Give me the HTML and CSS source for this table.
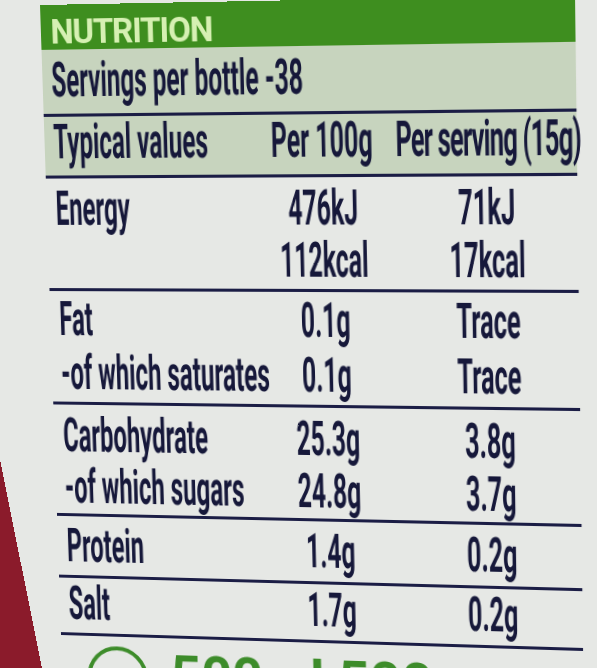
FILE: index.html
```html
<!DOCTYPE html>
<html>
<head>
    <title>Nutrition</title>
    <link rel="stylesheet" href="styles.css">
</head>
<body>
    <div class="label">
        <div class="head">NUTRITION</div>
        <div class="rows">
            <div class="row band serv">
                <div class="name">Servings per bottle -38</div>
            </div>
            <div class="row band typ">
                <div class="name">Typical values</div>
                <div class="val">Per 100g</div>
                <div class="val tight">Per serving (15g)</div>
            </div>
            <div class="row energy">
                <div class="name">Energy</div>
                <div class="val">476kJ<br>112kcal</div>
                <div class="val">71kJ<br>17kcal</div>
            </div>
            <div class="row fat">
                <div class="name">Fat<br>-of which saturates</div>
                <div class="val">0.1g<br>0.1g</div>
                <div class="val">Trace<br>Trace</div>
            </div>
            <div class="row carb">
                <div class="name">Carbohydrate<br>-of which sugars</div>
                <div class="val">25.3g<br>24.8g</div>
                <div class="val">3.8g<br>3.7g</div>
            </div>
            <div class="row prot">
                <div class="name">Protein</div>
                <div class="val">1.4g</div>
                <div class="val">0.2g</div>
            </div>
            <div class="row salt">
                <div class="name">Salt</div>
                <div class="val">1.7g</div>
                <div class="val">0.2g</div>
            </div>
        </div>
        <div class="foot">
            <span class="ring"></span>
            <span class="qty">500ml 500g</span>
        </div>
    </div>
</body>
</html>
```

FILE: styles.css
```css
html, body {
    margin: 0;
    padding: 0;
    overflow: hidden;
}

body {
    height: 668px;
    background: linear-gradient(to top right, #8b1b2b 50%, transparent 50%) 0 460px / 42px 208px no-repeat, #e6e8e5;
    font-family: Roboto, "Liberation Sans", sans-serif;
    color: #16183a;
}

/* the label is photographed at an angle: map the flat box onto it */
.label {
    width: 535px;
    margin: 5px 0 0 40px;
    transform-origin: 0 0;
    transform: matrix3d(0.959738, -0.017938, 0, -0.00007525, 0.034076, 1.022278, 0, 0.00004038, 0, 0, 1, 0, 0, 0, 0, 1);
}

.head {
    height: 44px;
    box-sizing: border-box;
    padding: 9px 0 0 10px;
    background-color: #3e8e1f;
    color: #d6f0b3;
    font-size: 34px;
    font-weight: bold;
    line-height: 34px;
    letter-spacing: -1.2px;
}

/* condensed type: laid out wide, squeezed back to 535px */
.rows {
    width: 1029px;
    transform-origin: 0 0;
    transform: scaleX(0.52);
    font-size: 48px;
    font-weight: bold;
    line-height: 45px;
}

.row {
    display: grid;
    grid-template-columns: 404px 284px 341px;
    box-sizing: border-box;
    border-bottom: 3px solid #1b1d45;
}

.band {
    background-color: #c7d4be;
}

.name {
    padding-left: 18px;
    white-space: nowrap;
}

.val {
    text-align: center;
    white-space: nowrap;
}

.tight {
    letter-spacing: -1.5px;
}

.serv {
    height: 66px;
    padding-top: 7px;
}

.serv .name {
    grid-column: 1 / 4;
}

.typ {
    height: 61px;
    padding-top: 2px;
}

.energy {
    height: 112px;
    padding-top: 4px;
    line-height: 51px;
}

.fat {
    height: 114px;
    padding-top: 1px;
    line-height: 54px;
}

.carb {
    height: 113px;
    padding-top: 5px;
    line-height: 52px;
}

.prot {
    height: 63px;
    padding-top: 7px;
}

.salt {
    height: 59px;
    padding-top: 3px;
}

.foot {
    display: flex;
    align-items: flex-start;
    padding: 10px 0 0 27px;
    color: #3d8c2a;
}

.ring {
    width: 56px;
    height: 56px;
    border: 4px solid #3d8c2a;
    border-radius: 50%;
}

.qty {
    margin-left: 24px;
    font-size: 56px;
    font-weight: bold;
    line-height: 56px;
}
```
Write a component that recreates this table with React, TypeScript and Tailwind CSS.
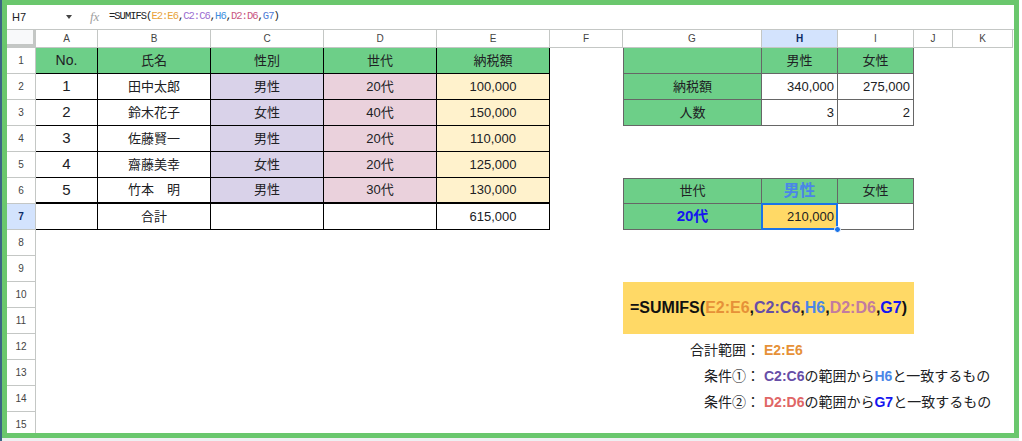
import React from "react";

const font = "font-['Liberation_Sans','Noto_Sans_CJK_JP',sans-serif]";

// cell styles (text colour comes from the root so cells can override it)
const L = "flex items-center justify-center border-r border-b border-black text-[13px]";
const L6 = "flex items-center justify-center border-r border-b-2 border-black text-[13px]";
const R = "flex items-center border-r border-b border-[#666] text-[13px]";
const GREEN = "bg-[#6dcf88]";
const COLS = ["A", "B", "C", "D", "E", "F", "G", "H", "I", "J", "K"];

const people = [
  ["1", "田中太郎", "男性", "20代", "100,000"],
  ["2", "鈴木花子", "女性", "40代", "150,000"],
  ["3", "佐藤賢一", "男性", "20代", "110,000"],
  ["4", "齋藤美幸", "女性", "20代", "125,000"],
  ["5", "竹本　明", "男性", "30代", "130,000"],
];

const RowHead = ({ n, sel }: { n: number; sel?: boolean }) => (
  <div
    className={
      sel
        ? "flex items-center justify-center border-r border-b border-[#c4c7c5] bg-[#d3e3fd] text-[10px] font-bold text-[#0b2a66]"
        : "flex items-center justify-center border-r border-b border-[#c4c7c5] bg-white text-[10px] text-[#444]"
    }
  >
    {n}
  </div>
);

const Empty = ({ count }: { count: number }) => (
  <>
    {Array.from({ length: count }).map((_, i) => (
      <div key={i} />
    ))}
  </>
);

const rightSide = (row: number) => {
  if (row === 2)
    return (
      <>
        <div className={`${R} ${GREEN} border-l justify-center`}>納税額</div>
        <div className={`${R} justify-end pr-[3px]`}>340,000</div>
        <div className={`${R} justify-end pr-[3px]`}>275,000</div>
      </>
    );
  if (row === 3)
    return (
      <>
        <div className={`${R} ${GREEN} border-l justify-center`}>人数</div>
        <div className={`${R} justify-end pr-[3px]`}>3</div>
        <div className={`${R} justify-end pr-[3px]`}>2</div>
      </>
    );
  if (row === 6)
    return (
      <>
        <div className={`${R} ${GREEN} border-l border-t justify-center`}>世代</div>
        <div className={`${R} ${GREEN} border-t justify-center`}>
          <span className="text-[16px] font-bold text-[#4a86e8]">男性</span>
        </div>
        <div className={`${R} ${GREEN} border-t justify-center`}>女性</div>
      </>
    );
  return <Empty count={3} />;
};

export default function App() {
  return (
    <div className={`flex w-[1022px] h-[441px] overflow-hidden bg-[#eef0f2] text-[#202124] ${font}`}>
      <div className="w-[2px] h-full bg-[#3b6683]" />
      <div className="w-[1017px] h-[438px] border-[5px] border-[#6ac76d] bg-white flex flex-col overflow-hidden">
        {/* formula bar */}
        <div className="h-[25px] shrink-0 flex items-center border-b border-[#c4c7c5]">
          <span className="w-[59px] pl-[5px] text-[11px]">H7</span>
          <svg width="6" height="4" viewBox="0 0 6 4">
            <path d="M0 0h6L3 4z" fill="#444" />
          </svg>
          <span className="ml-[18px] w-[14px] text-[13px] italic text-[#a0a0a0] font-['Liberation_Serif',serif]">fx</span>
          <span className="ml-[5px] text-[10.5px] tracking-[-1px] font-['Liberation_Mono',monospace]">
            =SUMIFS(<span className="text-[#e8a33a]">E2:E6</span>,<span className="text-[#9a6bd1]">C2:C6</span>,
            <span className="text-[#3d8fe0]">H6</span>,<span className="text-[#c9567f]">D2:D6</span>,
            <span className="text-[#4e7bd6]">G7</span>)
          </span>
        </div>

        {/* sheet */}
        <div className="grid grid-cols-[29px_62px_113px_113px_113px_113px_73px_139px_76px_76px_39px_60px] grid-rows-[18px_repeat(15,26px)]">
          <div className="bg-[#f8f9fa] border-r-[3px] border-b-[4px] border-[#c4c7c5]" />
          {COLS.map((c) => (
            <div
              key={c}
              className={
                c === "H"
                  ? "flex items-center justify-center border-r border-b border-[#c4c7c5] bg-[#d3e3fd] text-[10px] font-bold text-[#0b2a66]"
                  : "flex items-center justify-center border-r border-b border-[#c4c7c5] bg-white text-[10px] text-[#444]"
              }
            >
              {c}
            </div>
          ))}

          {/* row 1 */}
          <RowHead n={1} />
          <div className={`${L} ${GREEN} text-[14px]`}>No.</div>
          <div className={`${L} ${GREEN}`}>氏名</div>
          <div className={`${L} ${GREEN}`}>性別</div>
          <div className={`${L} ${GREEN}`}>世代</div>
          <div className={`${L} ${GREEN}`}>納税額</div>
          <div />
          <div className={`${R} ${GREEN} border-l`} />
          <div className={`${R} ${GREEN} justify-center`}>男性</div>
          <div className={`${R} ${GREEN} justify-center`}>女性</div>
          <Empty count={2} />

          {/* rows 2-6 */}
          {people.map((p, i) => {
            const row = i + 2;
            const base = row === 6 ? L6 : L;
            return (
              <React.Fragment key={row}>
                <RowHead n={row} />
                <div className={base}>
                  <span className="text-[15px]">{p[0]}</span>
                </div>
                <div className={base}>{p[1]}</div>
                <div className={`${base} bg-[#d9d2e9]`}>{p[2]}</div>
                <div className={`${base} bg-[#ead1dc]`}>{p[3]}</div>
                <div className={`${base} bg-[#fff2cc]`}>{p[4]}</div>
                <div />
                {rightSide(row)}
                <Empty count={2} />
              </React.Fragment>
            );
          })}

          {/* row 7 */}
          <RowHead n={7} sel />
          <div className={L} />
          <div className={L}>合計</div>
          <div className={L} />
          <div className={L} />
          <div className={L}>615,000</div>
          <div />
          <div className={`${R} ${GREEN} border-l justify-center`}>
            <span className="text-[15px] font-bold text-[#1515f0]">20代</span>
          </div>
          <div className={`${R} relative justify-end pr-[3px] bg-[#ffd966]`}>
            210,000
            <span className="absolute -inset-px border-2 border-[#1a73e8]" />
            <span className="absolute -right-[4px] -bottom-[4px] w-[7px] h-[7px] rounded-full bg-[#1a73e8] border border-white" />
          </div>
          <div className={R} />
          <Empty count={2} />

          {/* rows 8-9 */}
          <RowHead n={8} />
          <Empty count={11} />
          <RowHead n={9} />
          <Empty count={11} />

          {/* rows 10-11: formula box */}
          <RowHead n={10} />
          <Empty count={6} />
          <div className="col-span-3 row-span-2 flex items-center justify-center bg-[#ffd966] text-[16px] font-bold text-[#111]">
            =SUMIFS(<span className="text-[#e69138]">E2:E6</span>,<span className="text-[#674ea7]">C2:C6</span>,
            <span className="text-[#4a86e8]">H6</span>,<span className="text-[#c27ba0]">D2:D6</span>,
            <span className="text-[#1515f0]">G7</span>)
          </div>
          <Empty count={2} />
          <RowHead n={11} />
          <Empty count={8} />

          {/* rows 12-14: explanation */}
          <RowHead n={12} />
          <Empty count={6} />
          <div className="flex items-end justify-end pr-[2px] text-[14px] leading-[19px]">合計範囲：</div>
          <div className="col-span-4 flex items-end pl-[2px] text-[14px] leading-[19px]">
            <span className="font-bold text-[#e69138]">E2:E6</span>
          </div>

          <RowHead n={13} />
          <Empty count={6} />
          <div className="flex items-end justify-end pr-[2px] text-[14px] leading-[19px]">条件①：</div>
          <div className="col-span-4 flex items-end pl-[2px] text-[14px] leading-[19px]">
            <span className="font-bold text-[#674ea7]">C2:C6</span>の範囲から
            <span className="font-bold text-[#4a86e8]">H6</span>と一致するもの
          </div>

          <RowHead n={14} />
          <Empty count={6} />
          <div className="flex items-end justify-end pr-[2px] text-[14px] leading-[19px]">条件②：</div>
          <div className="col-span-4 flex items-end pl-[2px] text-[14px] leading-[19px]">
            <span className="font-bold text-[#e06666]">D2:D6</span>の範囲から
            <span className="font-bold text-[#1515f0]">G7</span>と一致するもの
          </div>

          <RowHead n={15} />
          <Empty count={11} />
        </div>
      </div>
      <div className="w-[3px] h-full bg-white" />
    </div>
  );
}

● **Written exercise**: Go through the listing above and pull out each line containing the word "this".

● **Result of the task**:
Give me the HTML and CSS source for this table.
Write a component that recreates this table with React, TypeScript and Tailwind CSS.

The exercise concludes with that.